Restate the complete material exactly.

=====

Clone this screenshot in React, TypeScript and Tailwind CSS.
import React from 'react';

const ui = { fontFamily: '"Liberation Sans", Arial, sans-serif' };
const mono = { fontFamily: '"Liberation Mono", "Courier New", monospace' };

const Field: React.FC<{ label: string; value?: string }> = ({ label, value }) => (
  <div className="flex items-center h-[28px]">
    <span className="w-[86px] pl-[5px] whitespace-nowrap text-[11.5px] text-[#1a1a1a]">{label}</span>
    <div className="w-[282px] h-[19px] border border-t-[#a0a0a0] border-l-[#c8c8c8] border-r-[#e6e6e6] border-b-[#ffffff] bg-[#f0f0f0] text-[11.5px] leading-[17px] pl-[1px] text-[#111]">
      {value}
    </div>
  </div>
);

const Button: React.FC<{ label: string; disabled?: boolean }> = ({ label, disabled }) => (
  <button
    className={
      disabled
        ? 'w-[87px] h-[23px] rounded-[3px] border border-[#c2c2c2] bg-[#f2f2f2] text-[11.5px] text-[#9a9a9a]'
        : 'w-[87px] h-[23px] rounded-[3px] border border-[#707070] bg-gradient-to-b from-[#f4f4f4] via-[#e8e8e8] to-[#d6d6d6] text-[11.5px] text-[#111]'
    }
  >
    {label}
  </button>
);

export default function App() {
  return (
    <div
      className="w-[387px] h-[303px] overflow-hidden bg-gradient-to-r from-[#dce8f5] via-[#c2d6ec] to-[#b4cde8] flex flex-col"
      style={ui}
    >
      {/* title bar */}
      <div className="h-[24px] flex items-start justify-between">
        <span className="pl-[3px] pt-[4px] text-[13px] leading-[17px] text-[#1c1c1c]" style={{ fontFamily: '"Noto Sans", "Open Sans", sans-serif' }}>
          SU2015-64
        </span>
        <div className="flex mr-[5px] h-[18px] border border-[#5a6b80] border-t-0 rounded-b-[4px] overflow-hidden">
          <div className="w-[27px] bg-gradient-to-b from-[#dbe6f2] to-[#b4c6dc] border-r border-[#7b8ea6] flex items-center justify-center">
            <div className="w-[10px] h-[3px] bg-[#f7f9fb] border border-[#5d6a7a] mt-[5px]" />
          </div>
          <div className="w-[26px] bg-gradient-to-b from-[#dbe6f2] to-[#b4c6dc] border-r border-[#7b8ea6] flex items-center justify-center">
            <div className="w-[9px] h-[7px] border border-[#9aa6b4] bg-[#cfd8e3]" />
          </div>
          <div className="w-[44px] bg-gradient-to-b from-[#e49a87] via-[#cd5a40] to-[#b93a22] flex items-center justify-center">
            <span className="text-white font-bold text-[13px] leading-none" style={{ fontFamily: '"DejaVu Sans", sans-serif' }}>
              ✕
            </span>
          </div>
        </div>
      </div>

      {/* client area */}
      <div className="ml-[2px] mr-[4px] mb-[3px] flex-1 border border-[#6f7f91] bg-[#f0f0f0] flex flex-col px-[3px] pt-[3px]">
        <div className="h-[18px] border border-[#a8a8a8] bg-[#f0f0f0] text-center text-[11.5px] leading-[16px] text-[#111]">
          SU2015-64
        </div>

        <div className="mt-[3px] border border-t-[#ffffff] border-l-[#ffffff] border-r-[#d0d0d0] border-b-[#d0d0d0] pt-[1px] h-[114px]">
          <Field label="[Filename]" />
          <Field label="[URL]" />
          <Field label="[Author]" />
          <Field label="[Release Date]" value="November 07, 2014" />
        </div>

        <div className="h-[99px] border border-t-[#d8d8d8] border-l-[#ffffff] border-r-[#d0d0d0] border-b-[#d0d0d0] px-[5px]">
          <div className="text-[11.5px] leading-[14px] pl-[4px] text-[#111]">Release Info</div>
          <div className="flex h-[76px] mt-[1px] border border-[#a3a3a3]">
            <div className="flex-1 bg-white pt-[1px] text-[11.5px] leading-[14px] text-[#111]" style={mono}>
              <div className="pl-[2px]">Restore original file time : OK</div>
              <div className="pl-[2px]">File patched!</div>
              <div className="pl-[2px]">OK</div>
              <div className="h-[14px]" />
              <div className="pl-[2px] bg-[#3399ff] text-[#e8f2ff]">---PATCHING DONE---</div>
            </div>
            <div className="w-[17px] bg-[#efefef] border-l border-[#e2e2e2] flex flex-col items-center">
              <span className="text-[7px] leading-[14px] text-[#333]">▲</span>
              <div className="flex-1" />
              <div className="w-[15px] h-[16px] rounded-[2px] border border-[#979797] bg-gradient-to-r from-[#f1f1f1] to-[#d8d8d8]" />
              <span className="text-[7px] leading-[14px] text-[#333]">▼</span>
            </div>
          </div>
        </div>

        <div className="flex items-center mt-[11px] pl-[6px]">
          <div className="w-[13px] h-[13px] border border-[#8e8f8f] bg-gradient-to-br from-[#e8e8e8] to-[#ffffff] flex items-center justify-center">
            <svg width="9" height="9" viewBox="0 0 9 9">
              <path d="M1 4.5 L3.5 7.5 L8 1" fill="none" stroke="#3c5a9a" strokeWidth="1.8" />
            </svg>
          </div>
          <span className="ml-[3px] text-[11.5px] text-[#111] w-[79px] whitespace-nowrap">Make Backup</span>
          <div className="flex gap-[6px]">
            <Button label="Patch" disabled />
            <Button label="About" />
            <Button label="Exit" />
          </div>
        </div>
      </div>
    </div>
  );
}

=====

Solution for this task >>
Clone this screenshot in React, TypeScript and Tailwind CSS.
import React from 'react';

const ui = { fontFamily: '"Liberation Sans", Arial, sans-serif' };
const mono = { fontFamily: '"Liberation Mono", "Courier New", monospace' };

const Field: React.FC<{ label: string; value?: string }> = ({ label, value }) => (
  <div className="flex items-center h-[28px]">
    <span className="w-[86px] pl-[5px] whitespace-nowrap text-[11.5px] text-[#1a1a1a]">{label}</span>
    <div className="w-[282px] h-[19px] border border-t-[#a0a0a0] border-l-[#c8c8c8] border-r-[#e6e6e6] border-b-[#ffffff] bg-[#f0f0f0] text-[11.5px] leading-[17px] pl-[1px] text-[#111]">
      {value}
    </div>
  </div>
);

const Button: React.FC<{ label: string; disabled?: boolean }> = ({ label, disabled }) => (
  <button
    className={
      disabled
        ? 'w-[87px] h-[23px] rounded-[3px] border border-[#c2c2c2] bg-[#f2f2f2] text-[11.5px] text-[#9a9a9a]'
        : 'w-[87px] h-[23px] rounded-[3px] border border-[#707070] bg-gradient-to-b from-[#f4f4f4] via-[#e8e8e8] to-[#d6d6d6] text-[11.5px] text-[#111]'
    }
  >
    {label}
  </button>
);

export default function App() {
  return (
    <div
      className="w-[387px] h-[303px] overflow-hidden bg-gradient-to-r from-[#dce8f5] via-[#c2d6ec] to-[#b4cde8] flex flex-col"
      style={ui}
    >
      {/* title bar */}
      <div className="h-[24px] flex items-start justify-between">
        <span className="pl-[3px] pt-[4px] text-[13px] leading-[17px] text-[#1c1c1c]" style={{ fontFamily: '"Noto Sans", "Open Sans", sans-serif' }}>
          SU2015-64
        </span>
        <div className="flex mr-[5px] h-[18px] border border-[#5a6b80] border-t-0 rounded-b-[4px] overflow-hidden">
          <div className="w-[27px] bg-gradient-to-b from-[#dbe6f2] to-[#b4c6dc] border-r border-[#7b8ea6] flex items-center justify-center">
            <div className="w-[10px] h-[3px] bg-[#f7f9fb] border border-[#5d6a7a] mt-[5px]" />
          </div>
          <div className="w-[26px] bg-gradient-to-b from-[#dbe6f2] to-[#b4c6dc] border-r border-[#7b8ea6] flex items-center justify-center">
            <div className="w-[9px] h-[7px] border border-[#9aa6b4] bg-[#cfd8e3]" />
          </div>
          <div className="w-[44px] bg-gradient-to-b from-[#e49a87] via-[#cd5a40] to-[#b93a22] flex items-center justify-center">
            <span className="text-white font-bold text-[13px] leading-none" style={{ fontFamily: '"DejaVu Sans", sans-serif' }}>
              ✕
            </span>
          </div>
        </div>
      </div>

      {/* client area */}
      <div className="ml-[2px] mr-[4px] mb-[3px] flex-1 border border-[#6f7f91] bg-[#f0f0f0] flex flex-col px-[3px] pt-[3px]">
        <div className="h-[18px] border border-[#a8a8a8] bg-[#f0f0f0] text-center text-[11.5px] leading-[16px] text-[#111]">
          SU2015-64
        </div>

        <div className="mt-[3px] border border-t-[#ffffff] border-l-[#ffffff] border-r-[#d0d0d0] border-b-[#d0d0d0] pt-[1px] h-[114px]">
          <Field label="[Filename]" />
          <Field label="[URL]" />
          <Field label="[Author]" />
          <Field label="[Release Date]" value="November 07, 2014" />
        </div>

        <div className="h-[99px] border border-t-[#d8d8d8] border-l-[#ffffff] border-r-[#d0d0d0] border-b-[#d0d0d0] px-[5px]">
          <div className="text-[11.5px] leading-[14px] pl-[4px] text-[#111]">Release Info</div>
          <div className="flex h-[76px] mt-[1px] border border-[#a3a3a3]">
            <div className="flex-1 bg-white pt-[1px] text-[11.5px] leading-[14px] text-[#111]" style={mono}>
              <div className="pl-[2px]">Restore original file time : OK</div>
              <div className="pl-[2px]">File patched!</div>
              <div className="pl-[2px]">OK</div>
              <div className="h-[14px]" />
              <div className="pl-[2px] bg-[#3399ff] text-[#e8f2ff]">---PATCHING DONE---</div>
            </div>
            <div className="w-[17px] bg-[#efefef] border-l border-[#e2e2e2] flex flex-col items-center">
              <span className="text-[7px] leading-[14px] text-[#333]">▲</span>
              <div className="flex-1" />
              <div className="w-[15px] h-[16px] rounded-[2px] border border-[#979797] bg-gradient-to-r from-[#f1f1f1] to-[#d8d8d8]" />
              <span className="text-[7px] leading-[14px] text-[#333]">▼</span>
            </div>
          </div>
        </div>

        <div className="flex items-center mt-[11px] pl-[6px]">
          <div className="w-[13px] h-[13px] border border-[#8e8f8f] bg-gradient-to-br from-[#e8e8e8] to-[#ffffff] flex items-center justify-center">
            <svg width="9" height="9" viewBox="0 0 9 9">
              <path d="M1 4.5 L3.5 7.5 L8 1" fill="none" stroke="#3c5a9a" strokeWidth="1.8" />
            </svg>
          </div>
          <span className="ml-[3px] text-[11.5px] text-[#111] w-[79px] whitespace-nowrap">Make Backup</span>
          <div className="flex gap-[6px]">
            <Button label="Patch" disabled />
            <Button label="About" />
            <Button label="Exit" />
          </div>
        </div>
      </div>
    </div>
  );
}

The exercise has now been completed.